[Records with interface code]
★ ★ ★ ★

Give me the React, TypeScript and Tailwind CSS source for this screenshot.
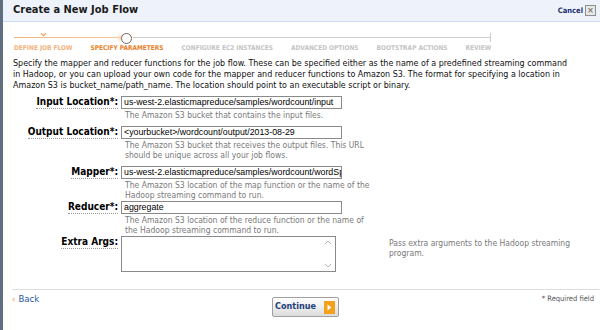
import React from 'react'

const body = { fontFamily: '"DejaVu Sans Condensed", "DejaVu Sans", sans-serif' }
const arial = { fontFamily: '"Liberation Sans", Arial, sans-serif' }

const steps = [
  { label: 'Define Job Flow', state: 'done' },
  { label: 'Specify Parameters', state: 'current' },
  { label: 'Configure EC2 Instances', state: 'todo' },
  { label: 'Advanced Options', state: 'todo' },
  { label: 'Bootstrap Actions', state: 'todo' },
  { label: 'Review', state: 'todo' },
]

function Field({ label, value, help, h }: { label: string; value: string; help: string[]; h: string }) {
  return (
    <div className={`flex ${h}`}>
      <div className="w-[118px] flex justify-end pr-[3px]">
        <span className="self-start text-[10px] leading-[12px] font-bold text-black border-b border-dotted border-[#999]">{label}</span>
      </div>
      <div className="flex flex-col">
        <div className="w-[221px] h-[13px] border border-[#8a8a8a] bg-white px-[2px] text-[8.8px] leading-[11px] text-black overflow-hidden whitespace-nowrap" style={arial}>
          {value}
        </div>
        <div className="mt-[2px] pl-[4px] text-[8.5px] leading-[9.5px] text-[#7a7a7a] whitespace-nowrap">
          {help.map(t => <div key={t}>{t}</div>)}
        </div>
      </div>
    </div>
  )
}

export default function App() {
  return (
    <div className="w-[600px] h-[330px] bg-white flex overflow-hidden" style={body}>
      <div className="w-[3px] bg-[#5f6f80]"></div>
      <div className="flex-1 flex flex-col">
        {/* header */}
        <div className="h-[22px] shrink-0 bg-[#eef3fb] border-b border-[#cdd9ec] flex items-center justify-between pl-[10px] pr-[4px]">
          <span className="text-[11px] font-bold text-[#1b1b1b]">Create a New Job Flow</span>
          <div className="flex items-center gap-[2px]">
            <span className="text-[7.5px] font-bold text-[#22306e]">Cancel</span>
            <span className="w-[11px] h-[11px] border border-[#8f8f8f] bg-[#e8e8e8] text-[9px] leading-[9px] text-[#555] flex items-center justify-center">×</span>
          </div>
        </div>

        {/* progress */}
        <div className="pl-[11px] pt-[10px]">
          <div className="relative flex w-fit gap-[18px]">
            <div className="absolute left-0 top-[5px] h-[1px] w-[108px] bg-gradient-to-r from-[#f3b27a] to-[#f7c89c]"></div>
            <div className="absolute left-[104px] top-[3px] h-[5px] w-[14px] rounded-full bg-[#fbd6b3] blur-[1.5px]"></div>
            <div className="absolute left-[119px] top-[5px] right-0 h-[1px] bg-[#cfcfcf]"></div>
            <div className="absolute right-0 top-[1px] h-[9px] w-[1px] bg-[#cfcfcf]"></div>
            {steps.map(s => (
              <div key={s.label} className="relative flex flex-col items-center">
                <div className="h-[12px] flex items-center justify-center">
                  {s.state === 'done' && (
                    <svg width="7" height="5" viewBox="0 0 7 5" className="-mt-[8px]">
                      <path d="M1 1.2 L3.5 3.6 L6 1.2" fill="none" stroke="#f0a060" strokeWidth="1.2" />
                    </svg>
                  )}
                  {s.state === 'current' && (
                    <div className="w-[11px] h-[11px] rounded-full bg-white border-[1.5px] border-[#6a6a6a]"></div>
                  )}
                </div>
                <span
                  className={`text-[6.5px] leading-[9px] uppercase whitespace-nowrap font-bold ${
                    s.state === 'current'
                      ? 'text-[#e8822a]'
                      : s.state === 'done'
                      ? 'text-[#f2b27c]'
                      : 'text-[#c4c4c4]'
                  }`}
                >
                  {s.label}
                </span>
              </div>
            ))}
          </div>
        </div>

        {/* intro */}
        <p className="mt-[5px] pl-[10px] pr-[8px] text-[8.9px] leading-[11px] text-[#111]">
          Specify the mapper and reducer functions for the job flow. These can be specified either as the name of a predefined streaming command
          <br />
          in Hadoop, or you can upload your own code for the mapper and reducer functions to Amazon S3. The format for specifying a location in
          <br />
          Amazon S3 is bucket_name/path_name. The location should point to an executable script or binary.
        </p>

        {/* form */}
        <div className="flex flex-col mt-[5px]">
          <Field h="h-[30px]" label="Input Location*:" value="us-west-2.elasticmapreduce/samples/wordcount/input" help={['The Amazon S3 bucket that contains the input files.']} />
          <Field h="h-[40px]" label="Output Location*:" value="<yourbucket>/wordcount/output/2013-08-29" help={['The Amazon S3 bucket that receives the output files. This URL', 'should be unique across all your job flows.']} />
          <Field h="h-[35px]" label="Mapper*:" value="us-west-2.elasticmapreduce/samples/wordcount/wordSplitter.py" help={['The Amazon S3 location of the map function or the name of the', 'Hadoop streaming command to run.']} />
          <Field h="h-[35px]" label="Reducer*:" value="aggregate" help={['The Amazon S3 location of the reduce function or the name of', 'the Hadoop streaming command to run.']} />
          <div className="flex">
            <div className="w-[118px] flex justify-end pr-[3px]">
              <span className="self-start text-[10px] leading-[12px] font-bold text-black border-b border-dotted border-[#999]">Extra Args:</span>
            </div>
            <div className="w-[215px] h-[36px] border border-[#8a8a8a] bg-white flex justify-end pr-[3px]">
              <div className="flex flex-col justify-between py-[3px]">
                <svg width="8" height="5" viewBox="0 0 8 5"><path d="M1 4 L4 1 L7 4" fill="none" stroke="#b5b5b5" /></svg>
                <svg width="8" height="5" viewBox="0 0 8 5"><path d="M1 1 L4 4 L7 1" fill="none" stroke="#b5b5b5" /></svg>
              </div>
            </div>
            <div className="ml-[53px] text-[8.5px] leading-[10px] text-[#7a7a7a] w-[200px] pt-[2px]">
              Pass extra arguments to the Hadoop streaming program.
            </div>
          </div>
        </div>

        {/* footer */}
        <div className="mt-[17px] ml-[9px] border-t border-[#dcdcdc] pt-[3px] flex items-start pr-[6px]">
          <div className="w-[260px]">
            <span className="text-[9.5px] leading-[12px] text-[#1f5aa6] flex items-center gap-[3px]">
              <span className="text-[#f08a24]">‹</span>Back
            </span>
          </div>
          <div className="mt-[4px] w-[67px] h-[20px] border border-[#a0a0a0] rounded-[2px] bg-gradient-to-b from-white to-[#dcdcdc] flex items-center justify-end gap-[8px] pr-[3px]">
            <span className="text-[9px] font-bold text-[#1d3f78]">Continue</span>
            <span className="w-[11px] h-[13px] bg-[#f5a01a] flex items-center justify-center">
              <svg width="5" height="7" viewBox="0 0 5 7"><path d="M0.5 0.5 L4.5 3.5 L0.5 6.5 Z" fill="#fff" /></svg>
            </span>
          </div>
          <span className="flex-1"></span>
          <span className="text-[7.5px] leading-[12px] text-[#555]">* Required field</span>
        </div>
      </div>
    </div>
  )
}
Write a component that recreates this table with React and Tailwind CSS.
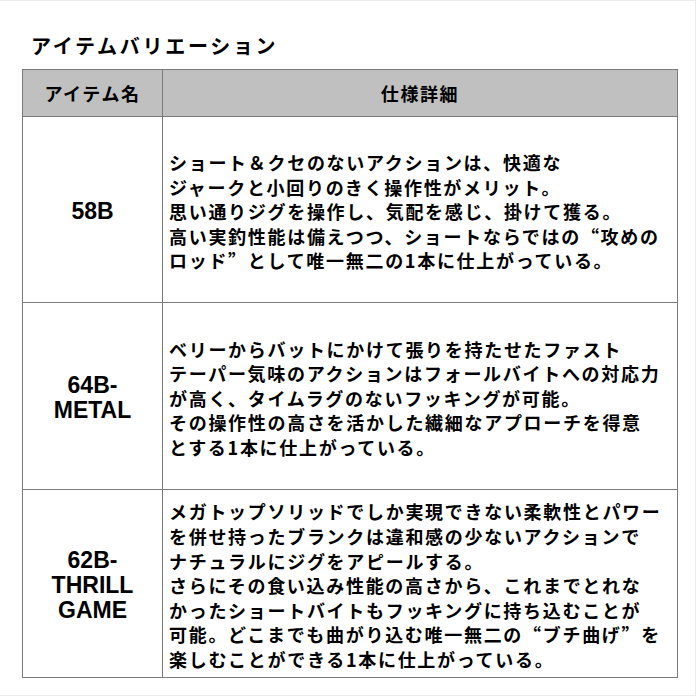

★ ★ ★ ★

> [Exercise instructions]: Copy the whole of the material above exactly, but not its images.

> [Answer for the task]:
Give me the React, TypeScript and Tailwind CSS source for this screenshot.
import React from 'react'

const body = { fontFamily: '"DejaVu Sans Condensed", "DejaVu Sans", sans-serif' }
const arial = { fontFamily: '"Liberation Sans", Arial, sans-serif' }

const steps = [
  { label: 'Define Job Flow', state: 'done' },
  { label: 'Specify Parameters', state: 'current' },
  { label: 'Configure EC2 Instances', state: 'todo' },
  { label: 'Advanced Options', state: 'todo' },
  { label: 'Bootstrap Actions', state: 'todo' },
  { label: 'Review', state: 'todo' },
]

function Field({ label, value, help, h }: { label: string; value: string; help: string[]; h: string }) {
  return (
    <div className={`flex ${h}`}>
      <div className="w-[118px] flex justify-end pr-[3px]">
        <span className="self-start text-[10px] leading-[12px] font-bold text-black border-b border-dotted border-[#999]">{label}</span>
      </div>
      <div className="flex flex-col">
        <div className="w-[221px] h-[13px] border border-[#8a8a8a] bg-white px-[2px] text-[8.8px] leading-[11px] text-black overflow-hidden whitespace-nowrap" style={arial}>
          {value}
        </div>
        <div className="mt-[2px] pl-[4px] text-[8.5px] leading-[9.5px] text-[#7a7a7a] whitespace-nowrap">
          {help.map(t => <div key={t}>{t}</div>)}
        </div>
      </div>
    </div>
  )
}

export default function App() {
  return (
    <div className="w-[600px] h-[330px] bg-white flex overflow-hidden" style={body}>
      <div className="w-[3px] bg-[#5f6f80]"></div>
      <div className="flex-1 flex flex-col">
        {/* header */}
        <div className="h-[22px] shrink-0 bg-[#eef3fb] border-b border-[#cdd9ec] flex items-center justify-between pl-[10px] pr-[4px]">
          <span className="text-[11px] font-bold text-[#1b1b1b]">Create a New Job Flow</span>
          <div className="flex items-center gap-[2px]">
            <span className="text-[7.5px] font-bold text-[#22306e]">Cancel</span>
            <span className="w-[11px] h-[11px] border border-[#8f8f8f] bg-[#e8e8e8] text-[9px] leading-[9px] text-[#555] flex items-center justify-center">×</span>
          </div>
        </div>

        {/* progress */}
        <div className="pl-[11px] pt-[10px]">
          <div className="relative flex w-fit gap-[18px]">
            <div className="absolute left-0 top-[5px] h-[1px] w-[108px] bg-gradient-to-r from-[#f3b27a] to-[#f7c89c]"></div>
            <div className="absolute left-[104px] top-[3px] h-[5px] w-[14px] rounded-full bg-[#fbd6b3] blur-[1.5px]"></div>
            <div className="absolute left-[119px] top-[5px] right-0 h-[1px] bg-[#cfcfcf]"></div>
            <div className="absolute right-0 top-[1px] h-[9px] w-[1px] bg-[#cfcfcf]"></div>
            {steps.map(s => (
              <div key={s.label} className="relative flex flex-col items-center">
                <div className="h-[12px] flex items-center justify-center">
                  {s.state === 'done' && (
                    <svg width="7" height="5" viewBox="0 0 7 5" className="-mt-[8px]">
                      <path d="M1 1.2 L3.5 3.6 L6 1.2" fill="none" stroke="#f0a060" strokeWidth="1.2" />
                    </svg>
                  )}
                  {s.state === 'current' && (
                    <div className="w-[11px] h-[11px] rounded-full bg-white border-[1.5px] border-[#6a6a6a]"></div>
                  )}
                </div>
                <span
                  className={`text-[6.5px] leading-[9px] uppercase whitespace-nowrap font-bold ${
                    s.state === 'current'
                      ? 'text-[#e8822a]'
                      : s.state === 'done'
                      ? 'text-[#f2b27c]'
                      : 'text-[#c4c4c4]'
                  }`}
                >
                  {s.label}
                </span>
              </div>
            ))}
          </div>
        </div>

        {/* intro */}
        <p className="mt-[5px] pl-[10px] pr-[8px] text-[8.9px] leading-[11px] text-[#111]">
          Specify the mapper and reducer functions for the job flow. These can be specified either as the name of a predefined streaming command
          <br />
          in Hadoop, or you can upload your own code for the mapper and reducer functions to Amazon S3. The format for specifying a location in
          <br />
          Amazon S3 is bucket_name/path_name. The location should point to an executable script or binary.
        </p>

        {/* form */}
        <div className="flex flex-col mt-[5px]">
          <Field h="h-[30px]" label="Input Location*:" value="us-west-2.elasticmapreduce/samples/wordcount/input" help={['The Amazon S3 bucket that contains the input files.']} />
          <Field h="h-[40px]" label="Output Location*:" value="<yourbucket>/wordcount/output/2013-08-29" help={['The Amazon S3 bucket that receives the output files. This URL', 'should be unique across all your job flows.']} />
          <Field h="h-[35px]" label="Mapper*:" value="us-west-2.elasticmapreduce/samples/wordcount/wordSplitter.py" help={['The Amazon S3 location of the map function or the name of the', 'Hadoop streaming command to run.']} />
          <Field h="h-[35px]" label="Reducer*:" value="aggregate" help={['The Amazon S3 location of the reduce function or the name of', 'the Hadoop streaming command to run.']} />
          <div className="flex">
            <div className="w-[118px] flex justify-end pr-[3px]">
              <span className="self-start text-[10px] leading-[12px] font-bold text-black border-b border-dotted border-[#999]">Extra Args:</span>
            </div>
            <div className="w-[215px] h-[36px] border border-[#8a8a8a] bg-white flex justify-end pr-[3px]">
              <div className="flex flex-col justify-between py-[3px]">
                <svg width="8" height="5" viewBox="0 0 8 5"><path d="M1 4 L4 1 L7 4" fill="none" stroke="#b5b5b5" /></svg>
                <svg width="8" height="5" viewBox="0 0 8 5"><path d="M1 1 L4 4 L7 1" fill="none" stroke="#b5b5b5" /></svg>
              </div>
            </div>
            <div className="ml-[53px] text-[8.5px] leading-[10px] text-[#7a7a7a] w-[200px] pt-[2px]">
              Pass extra arguments to the Hadoop streaming program.
            </div>
          </div>
        </div>

        {/* footer */}
        <div className="mt-[17px] ml-[9px] border-t border-[#dcdcdc] pt-[3px] flex items-start pr-[6px]">
          <div className="w-[260px]">
            <span className="text-[9.5px] leading-[12px] text-[#1f5aa6] flex items-center gap-[3px]">
              <span className="text-[#f08a24]">‹</span>Back
            </span>
          </div>
          <div className="mt-[4px] w-[67px] h-[20px] border border-[#a0a0a0] rounded-[2px] bg-gradient-to-b from-white to-[#dcdcdc] flex items-center justify-end gap-[8px] pr-[3px]">
            <span className="text-[9px] font-bold text-[#1d3f78]">Continue</span>
            <span className="w-[11px] h-[13px] bg-[#f5a01a] flex items-center justify-center">
              <svg width="5" height="7" viewBox="0 0 5 7"><path d="M0.5 0.5 L4.5 3.5 L0.5 6.5 Z" fill="#fff" /></svg>
            </span>
          </div>
          <span className="flex-1"></span>
          <span className="text-[7.5px] leading-[12px] text-[#555]">* Required field</span>
        </div>
      </div>
    </div>
  )
}
Write a component that recreates this table with React and Tailwind CSS.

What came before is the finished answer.